Unfortunately I don't know any decoder/ media player that ever even
attempted color/gamma/color matrix correction.
6. Chroma Sample Location
--------------------------
* What is it?
A videophile setting. The average user won't ever notice a difference.
Due to a weakness of the eye, it is often economic to reduce the number of
chroma samples in a process called subsampling. In particular x264 uses
only one chroma sample of each chroma channel every block of 2x2 luma
samples. There are a number of possibilities on how this subsampling is
done, each resulting in another relative location of the chroma sample
towards the luma samples. The Chroma Sample Location matters when the
subsampling process is reversed, e.g. the number of chroma samples is
increased. This is most likely to happen at color space conversions. If it
is not done correctly the chroma values may appear shifted compared to the
luma samples by at most 1 pixel, or strangely blurred.

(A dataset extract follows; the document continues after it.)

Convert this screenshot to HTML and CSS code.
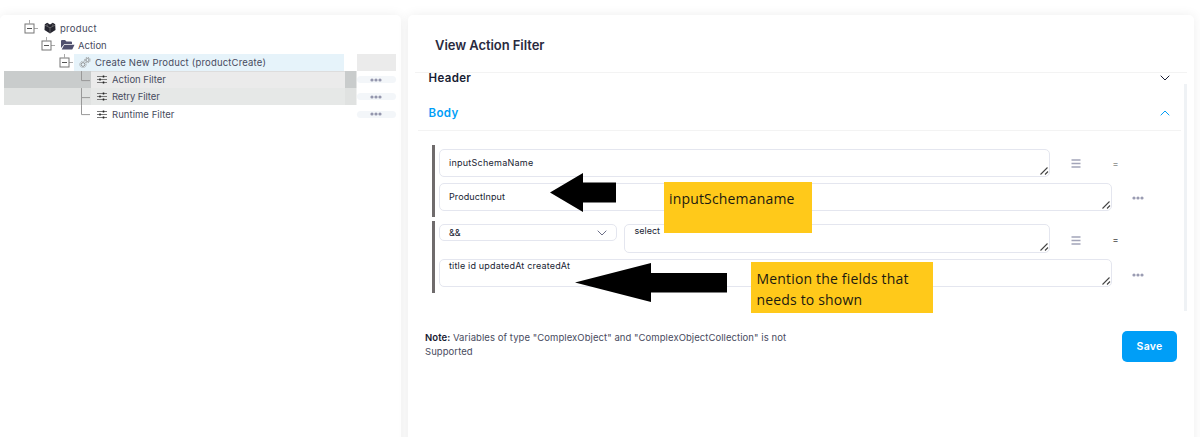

* How do I use this option?
Because x264 does no subsampling, since it only accepts already subsampled
input frames, you have to determine the method yourself.
If you transcode from MPEG1 with proper subsampled 4:2:0, and don't do any
color space conversion, you should set this option to 1.
If you transcode from MPEG2 with proper subsampled 4:2:0, and don't do any
color space conversion, you should set this option to 0.
If you transcode from MPEG4 with proper subsampled 4:2:0, and don't do any
color space conversion, you should set this option to 0.
If you do the color space conversion yourself this isn't that easy. If the
filter kernel of the subsampling is ( 0.5, 0.5 ) in one direction then the
chroma sample location in that direction is between the two luma samples.
If your filter kernel is ( 0.25, 0.5, 0.25 ) in one direction then the
chroma sample location in that direction is equal to one of the luma
samples. H264 Annex E contains images that tell you how to "transform" your
Chroma Sample Location into a value of 0 to 5 that you can pass to x264.
* Should I use this option?
Unless you are a perfectionist, don't bother. Media players ignore this
setting, and favor their own (fixed) assumed Chroma Sample Location.